FourDVarNet train: 100.3s, rmse_forecast=4.733

Amortized train: 7.8s, rmse_forecast=4.481

4. Comparison table¶

table = compare(*results).sort_values("rmse_forecast")
table

5. Hovmöller — truth, then each method¶

Each panel is a (time × grid) Hovmöller diagram.

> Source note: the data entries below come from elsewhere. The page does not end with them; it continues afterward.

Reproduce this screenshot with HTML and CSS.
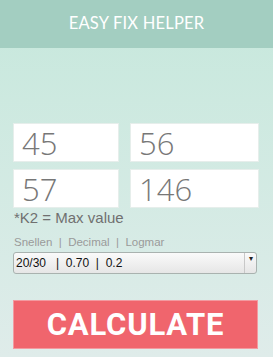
FILE: index.html
```html
<!DOCTYPE html>
<html lang="en">
<head>
    <meta charset="UTF-8">
    <meta name="viewport" content="width=device-width, initial-scale=1.0">
    <title>Easy Fix Helper</title>
    <link rel="stylesheet" href="styles.css">
</head>
<body>

<header class="topbar">EASY FIX HELPER</header>

<main class="content">
    <div class="grid">
        <input class="field" type="text" value="45">
        <input class="field" type="text" value="56">
        <input class="field" type="text" value="57">
        <input class="field" type="text" value="146">
    </div>
    <p class="note">*K2 = Max value</p>

    <p class="hint">Snellen &nbsp;|&nbsp; Decimal &nbsp;|&nbsp; Logmar</p>
    <div class="select">
        <span class="select-text">20/30 &nbsp;&nbsp;| &nbsp;0.70 &nbsp;| &nbsp;0.2</span>
        <span class="select-arrow">&#9662;</span>
    </div>

    <button class="calc" type="button">CALCULATE</button>
</main>

</body>
</html>
```
FILE: styles.css
```css
html, body { margin: 0; padding: 0; }
body {
    width: 273px; height: 357px; overflow: hidden;
    font-family: "Liberation Sans", Arial, sans-serif;
    background: linear-gradient(#c6e8dc, #dfecea);
}
.topbar {
    height: 48px; line-height: 47px;
    background-color: #a3cec1; color: #fff;
    text-align: center; font-family: Lato, sans-serif;
    font-weight: 400; font-size: 16.5px; letter-spacing: 0.2px;
}
.content { padding: 75px 14px 0 13px; }
.grid {
    display: grid; grid-template-columns: 106px 129px;
    column-gap: 11px; row-gap: 7px;
}
.field {
    box-sizing: border-box; width: 100%; height: 39px;
    border: 1px solid #e6eeeb; background: #fff; margin: 0;
    padding: 0 0 0 8px; color: #777;
    font-family: "Open Sans", sans-serif; font-weight: 300; font-size: 31px;
    outline: none;
}
.note { margin: 1px 0 0 1px; color: #707070; font-size: 15px; line-height: 18px; }
.hint { margin: 8px 0 0 1px; color: #9a9a9a; font-size: 11.5px; line-height: 15px; }
.select {
    display: flex; box-sizing: border-box; height: 22px; width: 244px; margin-top: 2px;
    border: 1px solid #a9b2af; border-radius: 3px;
    background: linear-gradient(#fafafa, #e6e6e6);
}
.select-text { flex: 1; padding-left: 2px; line-height: 20px; font-size: 12px; color: #111; }
.select-arrow {
    width: 11px; border-left: 1px solid #c8c8c8;
    font-size: 8px; line-height: 12px; text-align: center; color: #222;
}
.calc {
    display: block; box-sizing: border-box; width: 245px; height: 49px; margin-top: 26px;
    background-color: #f0656d; border: 1px solid #f39aa0; color: #fff;
    font-family: Roboto, sans-serif; font-weight: 700; font-size: 31px;
    letter-spacing: 0.8px; padding: 0; cursor: pointer;
}
```
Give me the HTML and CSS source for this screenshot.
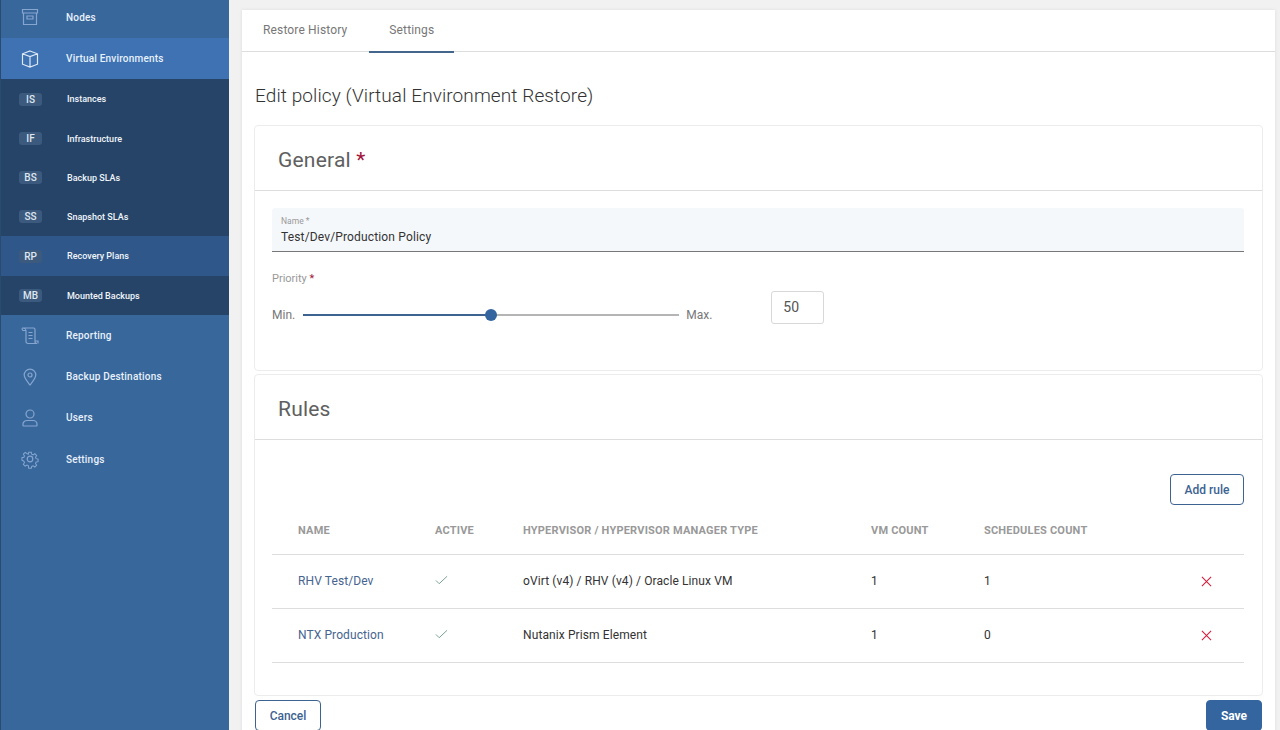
FILE: index.html
```html
<!DOCTYPE HTML>
<html>
  <head>
  <meta charset="UTF-8">
  <title>Edit policy</title>
  <link rel="stylesheet" href="styles.css">
  </head>

  <body>
    <div class="sidebar">
      <a class="nav nodes">
        <svg class="ico" viewBox="0 0 20 20"><path d="M2.500 2.500h15v3.500h-15zM3.500 6v11.500h13V6M7 9h6v3H7z"/></svg>
        <span>Nodes</span>
      </a>
      <a class="nav current">
        <svg class="ico cube" viewBox="0 0 20 20"><path d="M10 2l7.500 2.800v10.400L10 18l-7.500-2.800V4.800zM2.500 4.800L10 7.500l7.500-2.700M10 7.500V18"/></svg>
        <span>Virtual Environments</span>
      </a>
      <a class="sub h40"><b>IS</b><span>Instances</span></a>
      <a class="sub"><b>IF</b><span>Infrastructure</span></a>
      <a class="sub"><b>BS</b><span>Backup SLAs</span></a>
      <a class="sub"><b>SS</b><span>Snapshot SLAs</span></a>
      <a class="sub hover h40"><b>RP</b><span>Recovery Plans</span></a>
      <a class="sub"><b>MB</b><span>Mounted Backups</span></a>
      <a class="nav">
        <svg class="ico" viewBox="0 0 20 20"><path d="M2.500 2h11c1 0 1.500.8 1.500 1.800V15.500c0 1 .8 2 2 2H8c-1.200 0-2-1-2-2V5C6 3.500 4.500 2 2.500 2zM2.500 2C2 2 2 4.500 3 4.500h3M8.500 6.500h4M8.500 9.500h4M8.500 12.500h4M15 15h3v2.500"/></svg>
        <span>Reporting</span>
      </a>
      <a class="nav">
        <svg class="ico" viewBox="0 0 20 20"><path d="M10 18c-3-4-5.800-7-5.800-10a5.800 5.800 0 0 1 11.600 0c0 3-2.800 6-5.800 10z"/><circle cx="10" cy="8" r="2"/></svg>
        <span>Backup Destinations</span>
      </a>
      <a class="nav">
        <svg class="ico" viewBox="0 0 20 20"><circle cx="10" cy="6" r="4"/><path d="M3 17.500v-1.500c0-2.200 2-3.500 4-3.500h6c2 0 4 1.300 4 3.500v1.500c0 .3-.2.500-.5.500h-13c-.3 0-.5-.2-.5-.5z"/></svg>
        <span>Users</span>
      </a>
      <a class="nav tall">
        <svg class="ico" viewBox="0 0 20 20"><circle cx="10" cy="10" r="2.800"/><path d="M8.500 2h3l.5 2.400 1.600.7 2.100-1.300 2.100 2.100-1.300 2.100.7 1.600 2.300.5v3l-2.300.5-.7 1.600 1.300 2.100-2.100 2.100-2.100-1.300-1.600.7-.5 2.200h-3L8 17.800l-1.600-.7-2.100 1.300-2.100-2.100 1.300-2.100-.7-1.600L.5 11.500v-3l2.300-.5.7-1.600-1.300-2.100 2.100-2.100 2.100 1.300L8 4.400z" transform="translate(1.500 1.500) scale(.85)"/></svg>
        <span>Settings</span>
      </a>
    </div>

    <div class="main">
      <div class="tabs">
        <a class="tab">Restore History</a>
        <a class="tab active">Settings</a>
      </div>
      <div class="content">
        <h1>Edit policy (Virtual Environment Restore)</h1>

        <div class="card general">
          <div class="card-head">General <i>*</i></div>
          <div class="card-body">
            <div class="field">
              <label>Name *</label>
              <div class="value">Test/Dev/Production Policy</div>
            </div>
            <div class="prio-label">Priority <i>*</i></div>
            <div class="slider-row">
              <span>Min.</span>
              <div class="slider"><div class="fill"></div><div class="knob"></div></div>
              <span>Max.</span>
              <div class="num">50</div>
            </div>
          </div>
        </div>

        <div class="card rules">
          <div class="card-head">Rules</div>
          <div class="card-body">
            <div class="add-row"><button class="btn">Add rule</button></div>
            <table>
              <tr>
                <th class="c1">Name</th>
                <th class="c2">Active</th>
                <th class="c3">Hypervisor / Hypervisor Manager Type</th>
                <th class="c4">VM Count</th>
                <th class="c5">Schedules Count</th>
                <th></th>
              </tr>
              <tr>
                <td class="c1"><a>RHV Test/Dev</a></td>
                <td><svg class="check" viewBox="0 0 14 10"><path d="M1 5.500l3.500 3.500L13 1"/></svg></td>
                <td>oVirt (v4) / RHV (v4) / Oracle Linux VM</td>
                <td>1</td>
                <td>1</td>
                <td><svg class="cross" viewBox="0 0 12 12"><path d="M1 1l10 10M11 1L1 11"/></svg></td>
              </tr>
              <tr>
                <td class="c1"><a>NTX Production</a></td>
                <td><svg class="check" viewBox="0 0 14 10"><path d="M1 5.500l3.500 3.500L13 1"/></svg></td>
                <td>Nutanix Prism Element</td>
                <td>1</td>
                <td>0</td>
                <td><svg class="cross" viewBox="0 0 12 12"><path d="M1 1l10 10M11 1L1 11"/></svg></td>
              </tr>
            </table>
          </div>
        </div>

        <div class="actions">
          <button class="btn cancel">Cancel</button>
          <button class="btn save">Save</button>
        </div>
      </div>
    </div>
  </body>
</html>
```

FILE: styles.css
```css
html, body { margin: 0; height: 100%; overflow: hidden; }
body {
  display: flex;
  height: 730px;
  background: #f1f1f1;
  font-family: Roboto, "Liberation Sans", sans-serif;
  color: #333;
}
i { font-style: normal; color: #a3123a; }

/* sidebar */
.sidebar {
  width: 228px;
  flex: none;
  background: #38679c;
  border-left: 1px solid #2a4a70;
  display: flex;
  flex-direction: column;
  color: #fff;
}
.nav {
  display: flex;
  align-items: center;
  height: 41px;
  flex: none;
  font-size: 10px;
  font-weight: 500;
  letter-spacing: .2px;
  color: #e8f1fa;
}
.nodes { height: 38px; padding-bottom: 4px; box-sizing: border-box; }
.tall { height: 42px; }
.current { background: #3e72b3; }
.ico {
  width: 20px;
  height: 20px;
  margin: 0 26px 0 19px;
  fill: none;
  stroke: #86a6cf;
  stroke-width: 1.2;
}
.cube { stroke: #dfe9f5; }
.sub {
  display: flex;
  align-items: center;
  height: 39px;
  flex: none;
  background: #264468;
  font-size: 9px;
  font-weight: 500;
  color: #f0f5fa;
}
.h40 { height: 40px; }
.hover { background: #2f5789; }
.sub b {
  width: 23px;
  height: 13px;
  line-height: 13px;
  margin: 0 25px 0 18px;
  border-radius: 3px;
  background: #3c5a7e;
  text-align: center;
  font-size: 10px;
  font-weight: 500;
  color: #dfe7f0;
}

/* main panel */
.main {
  width: 1033px;
  height: 730px;
  margin: 10px 0 0 13px;
  background: #fff;
  box-shadow: 0 0 3px #ddd;
  flex: none;
}
.tabs {
  display: flex;
  gap: 2px;
  height: 41px;
  border-bottom: 1px solid #ddd;
  font-size: 12px;
  letter-spacing: .15px;
  color: #777;
}
.tab { padding: 13px 20px 0; height: 28px; }
.tab:first-child { margin-left: 1px; }
.active { border-bottom: 2px solid #44658c; }
.content { padding: 0 12px; }
h1 {
  margin: 32px 0 17px 1px;
  height: 24px;
  line-height: 24px;
  font-size: 19px;
  font-weight: 300;
  letter-spacing: .1px;
  color: #333;
}

.card {
  border: 1px solid #ececec;
  border-radius: 4px;
  box-sizing: border-box;
}
.general { height: 246px; margin-bottom: 3px; }
.rules { height: 322px; }
.card-head {
  height: 64px;
  line-height: 68px;
  padding-left: 23px;
  border-bottom: 1px solid #ddd;
  font-size: 21px;
  font-weight: 400;
  letter-spacing: .2px;
  color: #606060;
}
.card-body { padding: 17px 18px 0 17px; }

.field {
  height: 44px;
  box-sizing: border-box;
  padding: 9px 10px 0 9px;
  background: #f5f8fb;
  border-bottom: 1px solid #777;
  border-radius: 3px 3px 0 0;
}
.field label { display: block; font-size: 8.5px; line-height: 9px; color: #999; }
.value { margin-top: 3px; font-size: 12px; line-height: 17px; letter-spacing: .15px; color: #333; }

.prio-label { margin-top: 20px; font-size: 11px; line-height: 14px; color: #999; }
.slider-row {
  display: flex;
  align-items: center;
  height: 48px;
  margin-top: 5px;
  font-size: 12px;
  color: #777;
}
.slider {
  position: relative;
  width: 376px;
  height: 2px;
  margin: 0 7px 0 8px;
  background: #b5b5b5;
}
.fill { width: 188px; height: 2px; background: #3d6391; }
.knob {
  position: absolute;
  left: 182px;
  top: -5px;
  width: 12px;
  height: 12px;
  border-radius: 50%;
  background: #34659f;
}
.num {
  align-self: flex-start;
  width: 53px;
  height: 33px;
  line-height: 31px;
  margin-left: 59px;
  padding-left: 11px;
  box-sizing: border-box;
  border: 1px solid #d8d8d8;
  border-radius: 3px;
  font-size: 14px;
  color: #555;
}

.add-row { display: flex; justify-content: flex-end; padding-top: 17px; }
.btn {
  height: 31px;
  width: 74px;
  padding: 0;
  background: #fff;
  border: 1px solid #3d6391;
  border-radius: 4px;
  font-family: inherit;
  font-size: 12px;
  font-weight: 500;
  color: #3d6391;
}

table { width: 100%; border-collapse: collapse; table-layout: fixed; margin-top: 10px; }
th {
  height: 39px;
  padding: 0 0 8px;
  box-sizing: border-box;
  text-align: left;
  font-size: 11px;
  font-weight: 700;
  letter-spacing: .2px;
  text-transform: uppercase;
  color: #999;
  border-bottom: 1px solid #ddd;
}
td {
  height: 54px;
  padding: 0;
  box-sizing: border-box;
  font-size: 12px;
  letter-spacing: .1px;
  color: #333;
  border-bottom: 1px solid #ddd;
}
th.c1, td.c1 { padding-left: 26px; }
.c1 { width: 163px; }
.c2 { width: 88px; }
.c3 { width: 348px; }
.c4 { width: 113px; }
.c5 { width: 170px; }
td a { color: #46648f; }
.check { width: 13px; height: 10px; margin-bottom: 2px; fill: none; stroke: #6f9a8a; stroke-width: 1; display: block; }
.cross { width: 11px; height: 11px; fill: none; stroke: #d4203f; stroke-width: 1.2; display: block; margin: 1px 0 0 47px; }

.actions { display: flex; justify-content: space-between; margin: 4px 1px 0; }
.save {
  width: 56px;
  background: #34659f;
  color: #fff;
  border-color: #34659f;
  font-weight: 700;
}
.cancel { width: 66px; }
```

Methods with good $x_0$ recovery produce panels that look identical to the truth across the full window; bad analyses give panels that diverge from truth after a Lyapunov time.

n = len(results)
fig, axs = plt.subplots(1 + n, 1, figsize=(11, 1.5 * (1 + n)), sharex=True)
vmax = float(jnp.max(jnp.abs(prob.truth)))
kwargs = {"aspect": "auto", "cmap": "RdBu_r", "origin": "lower",
          "vmin": -vmax, "vmax": vmax,
          "extent": (0.0, prob.T_total * prob.dt, 0, prob.K)}

axs[0].imshow(prob.truth.T, **kwargs)
axs[0].axvline(prob.T_assim * prob.dt, color="yellow", lw=2)
axs[0].set_ylabel("truth")
for ax, r in zip(axs[1:], results, strict=False):
    ax.imshow(r.mean.T, **kwargs)
    ax.axvline(prob.T_assim * prob.dt, color="yellow", lw=2)
    ax.set_ylabel(f"{r.name}\nfcast={r.rmse_forecast:.2f}")
axs[-1].set_xlabel("time")
fig.suptitle("L96 — truth + 6 method Hovmöllers (yellow line = assim/forecast boundary)")
fig.tight_layout()
plt.show()

6. RMSE(t) — the dynamics view¶

colors = ["C0", "C1", "C2", "C4", "C5", "C6"]
fig, ax = plt.subplots(figsize=(11, 5))
ax.axvspan(0.0, prob.T_assim * prob.dt, color="yellow", alpha=0.2,
           label="assim window")
for r, c in zip(results, colors, strict=False):
    ax.plot(t_axis, r.rmse_trace, color=c, lw=1.5, label=r.name)
ax.set_xlabel("time")
ax.set_ylabel("instantaneous RMSE (log)")
ax.set_yscale("log")
ax.set_title("L96 — analysis-then-forecast RMSE trace, all methods")
ax.grid(True, alpha=0.3, which="both")
ax.legend(loc="best", fontsize=9, ncol=2)
fig.tight_layout()
plt.show()

7. Headline numbers¶

Same story shape as L63 but with the L96 scaling: dynamics-aware methods produce launch states that hold the forecast for several Lyapunov times; OI / 3DVar’s noisy analyses produce forecasts that diverge within one Lyapunov time.